GIVEN MATERIAL:
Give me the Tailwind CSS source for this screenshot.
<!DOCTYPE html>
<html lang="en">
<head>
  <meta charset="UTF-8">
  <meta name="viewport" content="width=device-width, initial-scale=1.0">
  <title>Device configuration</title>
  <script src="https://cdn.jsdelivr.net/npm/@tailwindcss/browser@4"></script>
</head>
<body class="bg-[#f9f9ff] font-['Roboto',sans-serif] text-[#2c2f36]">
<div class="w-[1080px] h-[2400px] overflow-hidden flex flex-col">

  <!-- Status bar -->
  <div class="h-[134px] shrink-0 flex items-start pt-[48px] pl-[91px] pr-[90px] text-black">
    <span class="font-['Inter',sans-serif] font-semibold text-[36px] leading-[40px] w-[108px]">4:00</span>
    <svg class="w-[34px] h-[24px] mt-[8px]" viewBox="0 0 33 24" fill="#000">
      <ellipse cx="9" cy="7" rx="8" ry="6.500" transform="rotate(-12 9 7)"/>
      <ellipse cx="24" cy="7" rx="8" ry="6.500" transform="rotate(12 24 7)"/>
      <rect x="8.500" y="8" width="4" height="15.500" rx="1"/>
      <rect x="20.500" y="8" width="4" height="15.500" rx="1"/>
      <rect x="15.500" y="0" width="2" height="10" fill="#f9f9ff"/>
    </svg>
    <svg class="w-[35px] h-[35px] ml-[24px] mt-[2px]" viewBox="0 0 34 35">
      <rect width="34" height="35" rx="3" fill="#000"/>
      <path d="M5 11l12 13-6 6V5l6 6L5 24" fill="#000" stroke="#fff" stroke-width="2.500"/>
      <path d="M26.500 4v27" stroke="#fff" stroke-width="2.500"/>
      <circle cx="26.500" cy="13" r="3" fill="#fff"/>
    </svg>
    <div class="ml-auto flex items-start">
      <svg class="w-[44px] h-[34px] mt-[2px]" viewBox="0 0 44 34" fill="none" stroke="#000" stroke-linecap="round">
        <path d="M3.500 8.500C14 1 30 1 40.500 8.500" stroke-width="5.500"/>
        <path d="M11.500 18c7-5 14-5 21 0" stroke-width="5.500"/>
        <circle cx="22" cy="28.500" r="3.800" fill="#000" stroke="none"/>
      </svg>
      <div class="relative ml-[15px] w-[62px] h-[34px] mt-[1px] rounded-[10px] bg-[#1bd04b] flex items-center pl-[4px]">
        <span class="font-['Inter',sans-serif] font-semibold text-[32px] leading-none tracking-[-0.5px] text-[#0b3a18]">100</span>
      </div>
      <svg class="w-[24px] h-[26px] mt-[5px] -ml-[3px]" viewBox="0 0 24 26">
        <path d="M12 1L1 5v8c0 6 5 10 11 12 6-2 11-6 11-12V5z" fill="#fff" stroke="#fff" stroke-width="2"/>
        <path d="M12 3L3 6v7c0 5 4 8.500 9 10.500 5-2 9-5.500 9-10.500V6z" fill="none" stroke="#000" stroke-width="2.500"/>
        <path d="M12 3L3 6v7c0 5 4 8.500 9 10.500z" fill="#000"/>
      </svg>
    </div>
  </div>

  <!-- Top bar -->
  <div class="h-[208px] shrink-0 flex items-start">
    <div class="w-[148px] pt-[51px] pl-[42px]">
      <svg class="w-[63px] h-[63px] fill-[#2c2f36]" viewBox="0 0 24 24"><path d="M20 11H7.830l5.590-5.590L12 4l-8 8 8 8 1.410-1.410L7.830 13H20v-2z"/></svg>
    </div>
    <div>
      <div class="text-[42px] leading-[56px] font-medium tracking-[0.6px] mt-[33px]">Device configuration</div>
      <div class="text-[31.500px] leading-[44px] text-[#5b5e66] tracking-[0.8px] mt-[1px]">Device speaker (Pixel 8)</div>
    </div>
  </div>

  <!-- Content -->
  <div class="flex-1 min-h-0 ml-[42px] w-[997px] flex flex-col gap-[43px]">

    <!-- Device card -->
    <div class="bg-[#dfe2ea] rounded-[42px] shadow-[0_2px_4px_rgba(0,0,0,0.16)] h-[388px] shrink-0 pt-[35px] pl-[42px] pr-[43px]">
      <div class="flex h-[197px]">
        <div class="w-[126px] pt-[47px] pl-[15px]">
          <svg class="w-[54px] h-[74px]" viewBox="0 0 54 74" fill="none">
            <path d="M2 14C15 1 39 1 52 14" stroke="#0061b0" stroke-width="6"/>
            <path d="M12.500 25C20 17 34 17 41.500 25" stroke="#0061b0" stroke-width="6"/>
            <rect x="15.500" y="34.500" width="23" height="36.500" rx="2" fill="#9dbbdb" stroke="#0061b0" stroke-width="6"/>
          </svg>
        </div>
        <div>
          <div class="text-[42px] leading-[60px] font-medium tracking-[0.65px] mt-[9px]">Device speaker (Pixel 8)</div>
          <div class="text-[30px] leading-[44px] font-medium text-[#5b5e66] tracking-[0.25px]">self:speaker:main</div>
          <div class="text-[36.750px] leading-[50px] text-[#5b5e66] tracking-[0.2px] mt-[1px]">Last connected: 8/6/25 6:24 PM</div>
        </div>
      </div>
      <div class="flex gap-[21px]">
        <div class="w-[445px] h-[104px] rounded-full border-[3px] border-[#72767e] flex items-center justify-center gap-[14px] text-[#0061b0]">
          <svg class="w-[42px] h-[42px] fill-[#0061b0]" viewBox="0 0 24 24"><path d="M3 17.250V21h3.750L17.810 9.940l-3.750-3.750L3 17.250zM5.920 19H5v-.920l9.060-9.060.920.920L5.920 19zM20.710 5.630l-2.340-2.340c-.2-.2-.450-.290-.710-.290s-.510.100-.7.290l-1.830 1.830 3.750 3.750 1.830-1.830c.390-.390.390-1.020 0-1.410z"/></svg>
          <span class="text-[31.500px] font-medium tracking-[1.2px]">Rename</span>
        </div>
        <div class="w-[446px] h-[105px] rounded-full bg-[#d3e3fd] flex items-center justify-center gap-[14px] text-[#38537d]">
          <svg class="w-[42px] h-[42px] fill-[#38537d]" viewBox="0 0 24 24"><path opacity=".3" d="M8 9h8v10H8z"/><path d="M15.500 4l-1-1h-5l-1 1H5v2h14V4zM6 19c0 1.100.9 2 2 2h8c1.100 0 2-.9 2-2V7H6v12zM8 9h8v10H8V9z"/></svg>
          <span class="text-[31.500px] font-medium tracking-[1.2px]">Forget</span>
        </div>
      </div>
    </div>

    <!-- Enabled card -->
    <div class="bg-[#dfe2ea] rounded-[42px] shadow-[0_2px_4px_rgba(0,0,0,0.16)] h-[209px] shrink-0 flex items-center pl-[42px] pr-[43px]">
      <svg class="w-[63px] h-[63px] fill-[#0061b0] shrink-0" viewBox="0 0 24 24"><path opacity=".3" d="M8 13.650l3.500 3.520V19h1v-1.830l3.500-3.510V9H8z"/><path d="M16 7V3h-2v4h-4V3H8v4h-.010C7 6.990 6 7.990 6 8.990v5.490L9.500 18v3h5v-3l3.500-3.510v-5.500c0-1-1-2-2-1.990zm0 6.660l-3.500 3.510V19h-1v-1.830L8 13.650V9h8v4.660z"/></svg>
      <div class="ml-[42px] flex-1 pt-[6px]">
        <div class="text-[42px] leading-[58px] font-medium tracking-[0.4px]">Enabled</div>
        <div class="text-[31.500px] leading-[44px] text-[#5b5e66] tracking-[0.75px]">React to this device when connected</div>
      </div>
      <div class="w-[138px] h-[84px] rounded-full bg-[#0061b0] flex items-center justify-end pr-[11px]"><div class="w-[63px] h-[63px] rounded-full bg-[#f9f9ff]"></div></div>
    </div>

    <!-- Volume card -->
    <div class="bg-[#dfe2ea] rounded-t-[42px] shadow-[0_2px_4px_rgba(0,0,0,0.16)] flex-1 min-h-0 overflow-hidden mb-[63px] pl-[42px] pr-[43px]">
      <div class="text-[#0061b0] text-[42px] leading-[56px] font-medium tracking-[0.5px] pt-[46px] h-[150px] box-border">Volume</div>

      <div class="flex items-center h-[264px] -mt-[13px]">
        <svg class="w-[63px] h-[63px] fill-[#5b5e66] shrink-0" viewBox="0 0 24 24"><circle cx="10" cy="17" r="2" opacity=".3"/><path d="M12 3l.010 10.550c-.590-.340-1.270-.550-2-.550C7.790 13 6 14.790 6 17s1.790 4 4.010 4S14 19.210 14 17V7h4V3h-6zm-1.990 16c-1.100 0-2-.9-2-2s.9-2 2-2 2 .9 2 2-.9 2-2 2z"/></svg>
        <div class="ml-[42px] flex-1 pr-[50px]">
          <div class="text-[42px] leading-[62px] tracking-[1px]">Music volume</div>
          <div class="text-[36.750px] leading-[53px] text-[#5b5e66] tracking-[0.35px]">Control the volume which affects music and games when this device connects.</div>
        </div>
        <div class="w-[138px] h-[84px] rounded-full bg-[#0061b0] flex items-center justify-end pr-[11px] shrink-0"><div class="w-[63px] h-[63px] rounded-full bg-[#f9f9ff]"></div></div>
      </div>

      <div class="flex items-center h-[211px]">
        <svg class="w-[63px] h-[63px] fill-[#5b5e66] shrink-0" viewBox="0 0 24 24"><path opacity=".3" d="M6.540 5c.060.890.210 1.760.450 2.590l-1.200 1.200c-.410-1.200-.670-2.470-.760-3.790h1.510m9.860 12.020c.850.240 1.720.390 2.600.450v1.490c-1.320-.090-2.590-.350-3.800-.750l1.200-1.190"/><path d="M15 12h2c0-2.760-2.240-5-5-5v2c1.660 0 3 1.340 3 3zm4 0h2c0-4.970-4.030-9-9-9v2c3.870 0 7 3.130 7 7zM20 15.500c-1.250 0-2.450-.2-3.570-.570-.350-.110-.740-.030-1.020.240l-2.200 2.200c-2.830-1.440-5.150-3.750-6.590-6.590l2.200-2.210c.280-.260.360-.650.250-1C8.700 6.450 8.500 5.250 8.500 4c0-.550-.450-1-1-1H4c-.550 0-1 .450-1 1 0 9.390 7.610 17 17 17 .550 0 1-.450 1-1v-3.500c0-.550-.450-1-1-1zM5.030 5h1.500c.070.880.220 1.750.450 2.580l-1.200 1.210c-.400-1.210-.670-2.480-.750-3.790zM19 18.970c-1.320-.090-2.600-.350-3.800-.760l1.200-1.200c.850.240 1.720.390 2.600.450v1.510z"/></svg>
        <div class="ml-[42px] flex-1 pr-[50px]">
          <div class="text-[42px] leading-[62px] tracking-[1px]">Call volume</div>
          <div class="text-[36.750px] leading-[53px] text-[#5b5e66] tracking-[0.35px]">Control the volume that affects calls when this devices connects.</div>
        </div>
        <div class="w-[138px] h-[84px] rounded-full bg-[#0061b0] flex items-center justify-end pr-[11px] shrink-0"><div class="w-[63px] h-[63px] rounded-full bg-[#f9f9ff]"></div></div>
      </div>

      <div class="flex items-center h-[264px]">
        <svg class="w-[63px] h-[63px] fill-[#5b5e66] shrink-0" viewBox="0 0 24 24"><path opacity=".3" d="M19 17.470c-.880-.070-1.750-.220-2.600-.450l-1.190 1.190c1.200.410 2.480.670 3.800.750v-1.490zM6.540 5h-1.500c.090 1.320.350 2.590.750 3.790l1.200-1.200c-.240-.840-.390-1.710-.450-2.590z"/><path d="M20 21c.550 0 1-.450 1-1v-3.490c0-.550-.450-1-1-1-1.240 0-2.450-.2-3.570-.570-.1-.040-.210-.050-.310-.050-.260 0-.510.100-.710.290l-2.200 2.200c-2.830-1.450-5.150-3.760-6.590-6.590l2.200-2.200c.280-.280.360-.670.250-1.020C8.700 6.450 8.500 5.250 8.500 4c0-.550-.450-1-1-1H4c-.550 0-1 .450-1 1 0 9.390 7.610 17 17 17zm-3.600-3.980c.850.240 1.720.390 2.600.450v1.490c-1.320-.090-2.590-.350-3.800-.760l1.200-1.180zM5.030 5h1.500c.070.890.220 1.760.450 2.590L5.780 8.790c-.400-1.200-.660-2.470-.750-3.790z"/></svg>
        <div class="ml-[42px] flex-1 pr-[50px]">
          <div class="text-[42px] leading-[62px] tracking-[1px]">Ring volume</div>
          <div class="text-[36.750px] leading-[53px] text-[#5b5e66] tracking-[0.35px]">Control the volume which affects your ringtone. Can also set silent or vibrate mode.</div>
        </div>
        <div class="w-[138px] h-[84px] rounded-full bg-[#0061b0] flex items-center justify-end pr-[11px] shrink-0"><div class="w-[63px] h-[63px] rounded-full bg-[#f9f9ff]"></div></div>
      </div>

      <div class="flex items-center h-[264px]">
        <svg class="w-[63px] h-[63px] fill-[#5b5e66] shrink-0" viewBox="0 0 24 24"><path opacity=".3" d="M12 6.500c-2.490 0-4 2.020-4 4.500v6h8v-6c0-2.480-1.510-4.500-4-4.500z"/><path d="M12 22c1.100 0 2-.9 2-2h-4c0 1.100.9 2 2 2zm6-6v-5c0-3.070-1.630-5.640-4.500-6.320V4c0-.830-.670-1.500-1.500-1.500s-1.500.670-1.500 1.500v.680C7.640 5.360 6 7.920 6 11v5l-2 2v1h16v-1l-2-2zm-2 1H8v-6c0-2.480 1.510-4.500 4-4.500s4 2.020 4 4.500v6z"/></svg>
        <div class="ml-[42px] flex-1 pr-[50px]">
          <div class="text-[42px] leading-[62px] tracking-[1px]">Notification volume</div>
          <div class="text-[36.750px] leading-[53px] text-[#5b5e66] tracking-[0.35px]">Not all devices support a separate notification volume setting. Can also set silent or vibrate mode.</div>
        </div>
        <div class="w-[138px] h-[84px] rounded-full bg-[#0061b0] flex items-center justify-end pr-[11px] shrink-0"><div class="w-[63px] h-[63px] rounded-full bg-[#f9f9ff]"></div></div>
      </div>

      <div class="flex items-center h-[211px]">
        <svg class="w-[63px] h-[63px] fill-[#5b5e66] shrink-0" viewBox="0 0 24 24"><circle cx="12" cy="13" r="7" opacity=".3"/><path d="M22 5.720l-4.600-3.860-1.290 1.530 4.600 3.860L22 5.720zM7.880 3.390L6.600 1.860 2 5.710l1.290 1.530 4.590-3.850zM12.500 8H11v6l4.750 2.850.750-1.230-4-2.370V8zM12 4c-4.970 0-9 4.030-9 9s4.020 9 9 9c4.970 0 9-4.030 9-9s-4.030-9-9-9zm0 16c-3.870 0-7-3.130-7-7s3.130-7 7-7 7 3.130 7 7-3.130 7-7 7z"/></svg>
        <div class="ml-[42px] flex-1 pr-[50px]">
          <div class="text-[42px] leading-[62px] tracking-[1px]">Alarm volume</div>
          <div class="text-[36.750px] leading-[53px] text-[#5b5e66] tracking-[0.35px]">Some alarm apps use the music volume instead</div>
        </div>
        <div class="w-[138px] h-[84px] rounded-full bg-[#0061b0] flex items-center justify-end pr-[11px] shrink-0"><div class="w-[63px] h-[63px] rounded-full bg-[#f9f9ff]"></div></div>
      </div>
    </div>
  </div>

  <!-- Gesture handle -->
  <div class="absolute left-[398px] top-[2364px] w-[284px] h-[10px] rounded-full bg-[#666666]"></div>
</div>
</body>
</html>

WORK TO BE COMPLETED: Copy out every line of the listing that contains the string "this".

WORKED SOLUTION:
Give me the Tailwind CSS source for this screenshot.
        <div class="text-[31.500px] leading-[44px] text-[#5b5e66] tracking-[0.75px]">React to this device when connected</div>
          <div class="text-[36.750px] leading-[53px] text-[#5b5e66] tracking-[0.35px]">Control the volume which affects music and games when this device connects.</div>
          <div class="text-[36.750px] leading-[53px] text-[#5b5e66] tracking-[0.35px]">Control the volume that affects calls when this devices connects.</div>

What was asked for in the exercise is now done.